= Feed and Forage Act =

United States legislation

The Feed and Forage Act of 1861 is legislation passed by the United States Congress that allows the Military Departments to incur obligations in excess of available appropriations for clothing, subsistence, fuel, quarters, transportation and medical supplies. This provision is currently codified in (previously 41 U.S.C. § 11 and section 3732 of the Revised Statutes). It also authorizes incurring deficiencies for costs of additional members of the Armed Forces on active duty-beyond the number for which funds are currently provided in DoD appropriations (Title 10 U.S.C.).

This authority requires Congressional notification and does not permit actual expenditures until Congress provides an appropriation of the required funds.

==History==

The act has been amended over time and now, as codified at , reads:

(a) In General.—A contract or purchase on behalf of the Federal Government shall not be made unless the contract or purchase is authorized by law or is under an appropriation adequate to its fulfillment.

(b) Exception.—
(1) Definition.—In this subsection, the term “defined Secretary” means—
(A) the Secretary of Defense; or
(B) the Secretary of Homeland Security with respect to the Coast Guard when the Coast Guard is not operating as a service in the Navy.
(2) In general.—Subsection (a) does not apply to a contract or purchase made by a defined Secretary for clothing, subsistence, forage, fuel, quarters, transportation, or medical and hospital supplies.
(3) Current year limitation.—A contract or purchase made by a defined Secretary under this subsection may not exceed the necessities of the current year.
(4) Reports.—The defined Secretary shall immediately advise Congress when authority is exercised under this subsection. The defined Secretary shall report quarterly on the estimated obligations incurred pursuant to the authority granted in this subsection.

(c) Special Rule for Purchase of Land.—Land may not be purchased by the Federal Government unless the purchase is authorized by law.

It has been invoked on a number of occasions to deal with emergencies.

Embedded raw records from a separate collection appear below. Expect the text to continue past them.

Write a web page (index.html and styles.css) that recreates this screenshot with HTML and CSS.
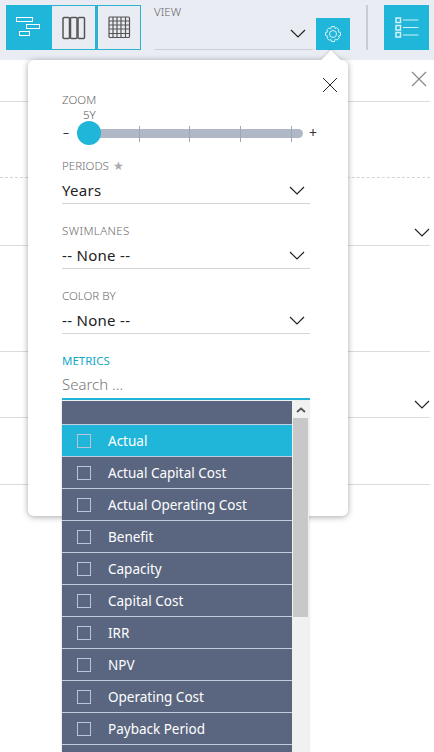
FILE: index.html
```html
<!DOCTYPE html>
<html lang="en">
<head>
<meta charset="utf-8">
<title>Roadmap view settings</title>
<link rel="stylesheet" href="styles.css">
</head>
<body>
<header class="toolbar">
  <div class="view-switch">
    <button class="tool tool-on"><svg width="26" height="21" viewBox="0 0 26 21"><g fill="none" stroke="#fff" stroke-width="1"><rect x="0.5" y="0.5" width="16" height="4"/><rect x="10.5" y="7.5" width="13" height="4"/><rect x="3.5" y="14.5" width="10" height="4"/></g></svg></button>
    <button class="tool tool-mid"><svg width="24" height="24" viewBox="0 0 24 24"><g fill="none" stroke="#555" stroke-width="1.5"><rect x="1" y="1.5" width="6.5" height="21" rx="1"/><rect x="8.5" y="1.5" width="6.5" height="21" rx="1"/><rect x="16" y="1.5" width="6.5" height="21" rx="1"/></g></svg></button>
    <button class="tool tool-thick"><svg width="23" height="23" viewBox="0 0 23 23"><g fill="none" stroke="#555" stroke-width="1.2"><rect x="1" y="1" width="20.5" height="20.5" rx="1"/><path d="M5 1V21.500M9 1V21.500M13 1V21.500M17.500 1V21.500M1 5H21.500M1 9H21.500M1 13H21.500M1 17.500H21.500"/></g></svg></button>
  </div>
  <div class="view-field">
    <span class="view-label">VIEW</span>
    <div class="view-select"><svg class="chev" width="16" height="9" viewBox="0 0 16 9"><path d="M1 1L8 8L15 1" fill="none" stroke="#222" stroke-width="1.2"/></svg></div>
  </div>
  <button class="gear"><svg width="18" height="18" viewBox="0 0 18 18"><g fill="none" stroke="#d5f2f8" stroke-width="1"><circle cx="9" cy="9" r="3.500"/><path d="M7.500 1.500H10.500L11 3.500L12.800 2.700L15 4.900L14.200 6.800L16.500 7.500V10.500L14.500 11L15.300 12.800L13.100 15L11.200 14.200L10.500 16.500H7.500L7 14.500L5.200 15.300L3 13.100L3.800 11.200L1.500 10.500V7.500L3.500 7L2.700 5.200L4.900 3L6.800 3.800Z"/></g></svg></button>
  <span class="divider"></span>
  <button class="tool tool-on tool-list"><svg width="24" height="21" viewBox="0 0 24 21"><g fill="none" stroke="#d5f2f8"><rect x="1" y="1" width="4.500" height="4.500" stroke-width="1.500"/><rect x="1" y="8.500" width="4.500" height="4.500" stroke-width="1.500"/><rect x="1" y="15.500" width="4.500" height="4.500" stroke-width="1.500"/><path d="M8 3H23.500M8 10.500H23.500M8 18H23.500"/></g></svg></button>
</header>

<main class="rows">
  <div class="row row-a"><svg class="close" width="16" height="16" viewBox="0 0 16 16"><path d="M1 1L15 15M15 1L1 15" stroke="#888" stroke-width="1.200"/></svg></div>
  <div class="row row-b"></div>
  <div class="row row-c"><svg class="chev" width="16" height="9" viewBox="0 0 16 9"><path d="M1 1L8 8L15 1" fill="none" stroke="#222" stroke-width="1.2"/></svg></div>
  <div class="row row-d"></div>
  <div class="row row-f"><svg class="chev" width="16" height="9" viewBox="0 0 16 9"><path d="M1 1L8 8L15 1" fill="none" stroke="#222" stroke-width="1.2"/></svg></div>
  <div class="row row-g"></div>
</main>

<section class="popover">
  <span class="notch"></span>
  <svg class="popover-close" width="18" height="18" viewBox="0 0 18 18"><path d="M2 2L16 16M16 2L2 16" stroke="#222" stroke-width="1"/></svg>

  <div class="zoom">
    <span class="label">ZOOM</span>
    <span class="zoom-value">5Y</span>
    <div class="slider">
      <span class="sign">–</span>
      <div class="track">
        <i class="tick t1"></i><i class="tick t2"></i><i class="tick t3"></i><i class="tick t4"></i>
        <span class="knob"></span>
      </div>
      <span class="sign sign-plus">+</span>
    </div>
  </div>

  <div class="field field-first">
    <span class="label">PERIODS <span class="star">★</span></span>
    <div class="select"><span>Years</span><svg class="chev" width="16" height="9" viewBox="0 0 16 9"><path d="M1 1L8 8L15 1" fill="none" stroke="#222" stroke-width="1.2"/></svg></div>
  </div>
  <div class="field">
    <span class="label label-wide">SWIMLANES</span>
    <div class="select"><span>-- None --</span><svg class="chev" width="16" height="9" viewBox="0 0 16 9"><path d="M1 1L8 8L15 1" fill="none" stroke="#222" stroke-width="1.2"/></svg></div>
  </div>
  <div class="field">
    <span class="label">COLOR BY</span>
    <div class="select"><span>-- None --</span><svg class="chev" width="16" height="9" viewBox="0 0 16 9"><path d="M1 1L8 8L15 1" fill="none" stroke="#222" stroke-width="1.2"/></svg></div>
  </div>
  <div class="field">
    <span class="label label-active">METRICS</span>
    <div class="search">Search ...</div>
  </div>
</section>

<div class="listbox">
  <ul class="options">
    <li class="option option-blank"></li>
    <li class="option option-hot"><i class="check"></i>Actual</li>
    <li class="option"><i class="check"></i>Actual Capital Cost</li>
    <li class="option"><i class="check"></i>Actual Operating Cost</li>
    <li class="option"><i class="check"></i>Benefit</li>
    <li class="option"><i class="check"></i>Capacity</li>
    <li class="option"><i class="check"></i>Capital Cost</li>
    <li class="option"><i class="check"></i>IRR</li>
    <li class="option"><i class="check"></i>NPV</li>
    <li class="option"><i class="check"></i>Operating Cost</li>
    <li class="option"><i class="check"></i>Payback Period</li>
    <li class="option"></li>
  </ul>
  <div class="scrollbar">
    <span class="scroll-up"><svg width="10" height="6" viewBox="0 0 10 6"><path d="M1 5L5 1.500L9 5" fill="none" stroke="#555" stroke-width="1.800"/></svg></span>
    <span class="scroll-thumb"></span>
  </div>
</div>
</body>
</html>
```

FILE: styles.css
```css
* { box-sizing: border-box; }
html, body { margin: 0; height: 100%; }
body {
  height: 752px;
  overflow: hidden;
  position: relative;
  background: #fff;
  font-family: "Noto Sans", "Open Sans", sans-serif;
  color: #222;
}
button { padding: 0; margin: 0; border: 0; background: none; font: inherit; }
svg { display: block; }

.toolbar {
  height: 60px;
  background: #e9ecf3;
  display: flex;
  align-items: flex-start;
  padding: 5px 0 0 6px;
}
.view-switch { display: flex; }
.tool {
  width: 45px;
  height: 45px;
  display: flex;
  align-items: center;
  justify-content: center;
  border: 1px solid #2cb3cf;
  border-left: 0;
}
.tool-on { background: #1fb6d9; border: 0; width: 46px; }
.tool-mid { width: 44px; }
.tool-thick { border-left: 2px solid #2cb3cf; }
.view-field { width: 159px; margin-left: 13px; height: 45px; display: flex; flex-direction: column; }
.view-label { font-size: 11.500px; line-height: 14px; color: #666; font-weight: 300; }
.view-select {
  flex: 1;
  display: flex;
  justify-content: flex-end;
  align-items: flex-start;
  padding: 10px 7px 0 0;
  border-bottom: 1px solid #cdd0d6;
}
.gear {
  width: 34px;
  height: 32px;
  margin: 13px 0 0 3px;
  background: #1fb6d9;
  display: flex;
  align-items: center;
  justify-content: center;
}
.divider { width: 2px; height: 45px; margin: 0 16px; background: #c9ccd3; }
.tool-list { width: 45px; }

.rows { width: 430px; }
.row { display: flex; justify-content: flex-end; align-items: flex-end; border-bottom: 1px solid #dcdcdc; }
.row-a { height: 42px; align-items: flex-start; padding: 11px 3px 0 0; }
.row-b { height: 76px; border-bottom: 1px dashed #d4d4d4; }
.row-c { height: 68px; padding-bottom: 8px; }
.row-d { height: 106px; }
.row-f { height: 66px; padding-bottom: 8px; }
.row-g { height: 67px; }

.popover {
  position: absolute;
  left: 28px;
  top: 60px;
  width: 320px;
  height: 456px;
  padding: 34px 38px 0 34px;
  background: #fff;
  border-radius: 6px;
  box-shadow: 0 1px 6px rgba(0, 0, 0, .35);
}
.notch {
  position: absolute;
  left: 296px;
  top: -7px;
  width: 14px;
  height: 14px;
  background: #fff;
  transform: rotate(45deg);
  box-shadow: -1px -1px 2px rgba(0, 0, 0, .12);
}
.popover-close { position: absolute; left: 293px; top: 16px; }

.label {
  display: block;
  font-size: 11.500px;
  line-height: 12px;
  color: #6a6a6a;
  font-weight: 300;
}
.label-wide { letter-spacing: .4px; }
.label-active { color: #14a9c6; font-weight: 400; }
.star { font-family: "DejaVu Sans", sans-serif; color: #aaa; font-size: 12px; margin-left: 1px; }

.zoom-value {
  display: block;
  margin: 3px 0 0 21px;
  font-size: 11.500px;
  line-height: 12px;
  color: #555;
  font-weight: 300;
}
.slider { display: flex; align-items: center; height: 24px; }
.sign { flex: none; width: 19px; padding-left: 1px; font-size: 12px; line-height: 24px; color: #333; }
.sign-plus { margin-left: 6px; width: auto; padding: 0; font-size: 14px; }
.track {
  position: relative;
  flex: none;
  width: 214px;
  height: 9px;
  margin-left: 8px;
  border-radius: 0 5px 5px 0;
  background: #b0b8c8;
}
.tick { position: absolute; top: -3px; width: 1px; height: 16px; background: #9ea6b5; }
.t1 { left: 50px; }
.t2 { left: 100px; }
.t3 { left: 151px; }
.t4 { left: 202px; }
.knob {
  position: absolute;
  left: -12px;
  top: -8px;
  width: 24px;
  height: 24px;
  border-radius: 50%;
  background: #1fb6d9;
}

.field { margin-top: 21px; }
.field-first { margin-top: 15px; }
.select {
  height: 32px;
  display: flex;
  justify-content: space-between;
  align-items: center;
  padding: 4px 5px 0 0;
  border-bottom: 1px solid #d5d5d5;
  font-size: 15px;
  letter-spacing: .3px;
}
.select .chev { margin-top: 2px; }
.search {
  height: 33px;
  padding-top: 6px;
  line-height: 22px;
  font-size: 15px;
  font-weight: 300;
  color: #777;
  border-bottom: 2px solid #1fb6d9;
}

.listbox {
  position: absolute;
  left: 62px;
  top: 401px;
  width: 247px;
  height: 351px;
  display: flex;
  overflow: hidden;
  box-shadow: 0 0 2px rgba(0, 0, 0, .2);
}
.options { flex: 1; margin: 0; padding: 0; list-style: none; }
.option {
  height: 32px;
  display: flex;
  align-items: center;
  padding-left: 15px;
  background: #5a6680;
  border-bottom: 1px solid #c3cde0;
  color: #fff;
  font-size: 13.500px;
}
.option-blank { height: 24px; }
.option-hot { background: #1fb6d9; }
.check {
  width: 14px;
  height: 14px;
  margin-right: 17px;
  border: 1px solid #b9c4d6;
}
.scrollbar { width: 17px; background: #f1f1f1; display: flex; flex-direction: column; align-items: center; }
.scroll-up { height: 17px; display: flex; align-items: center; justify-content: center; }
.scroll-thumb { width: 15px; height: 199px; background: #c8c8c8; }
```
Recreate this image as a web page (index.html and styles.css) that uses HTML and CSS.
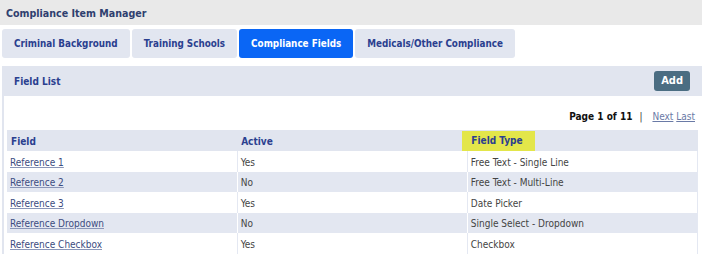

- It was cited on several occasions to support the Vietnam War.
- In 1990, $1.6 billion was obligated under the act during Operation Desert Shield.
- In 1994, the act was invoked to support of Operation Restore Democracy in Haiti.
- In 1996, the act was invoked after the Khobar Towers bombing although ultimately no funds were obligated under it.
- In 2001, act was invoked immediately after the September 11 terrorist attacks. Notably, Congress acted swiftly enough that an appropriations bill was enacted prior to DOD obligating any funding under the act.

==Controversy==
There is a controversy over whether, and the extent to which, the Act lets a President fund military operations for which Congress has not appropriated funds.

In November 2006, member of Congress and presidential candidate Dennis Kucinich wrote that the President could cite the Act to continue the Iraq War even if Congress withheld funds.
 In May 2007, the National Journal published an article echoing this argument.

In response, OmbWatch.org published "Exploring the Scope of the Feed and Forage Act of 1861" suggesting a more limited interpretation:

... interpreting the Feed and Forage Act broadly probably gives great flexibility to Department of Defense officials to obtain anything they deem necessary, so long as it is for a short-term need that occurred in an emergency, could not be feasibly obtained through normal procedures, and was used in the fiscal year in which it was obtained. This interpretation would give Congress and the president much more, if not unlimited, time to negotiate a compromise...

Others have argued that the Act cannot allow the President to continue military operations where Congress has used its Power of the purse to end them. It is argued that the intent of the Framers was that "the whole power of raising armies was lodged in the LEGISLATURE, not in the EXECUTIVE"

The Department of Defense's Financial Management Regulations notes that : "The Department shall limit its use of the authority in 41 U.S.C 11 to emergency circumstances."

==Name Confusion==
Many sources refer to a "Food and Forage Act" but the name used by the U.S. Government is "Feed and Forage Act".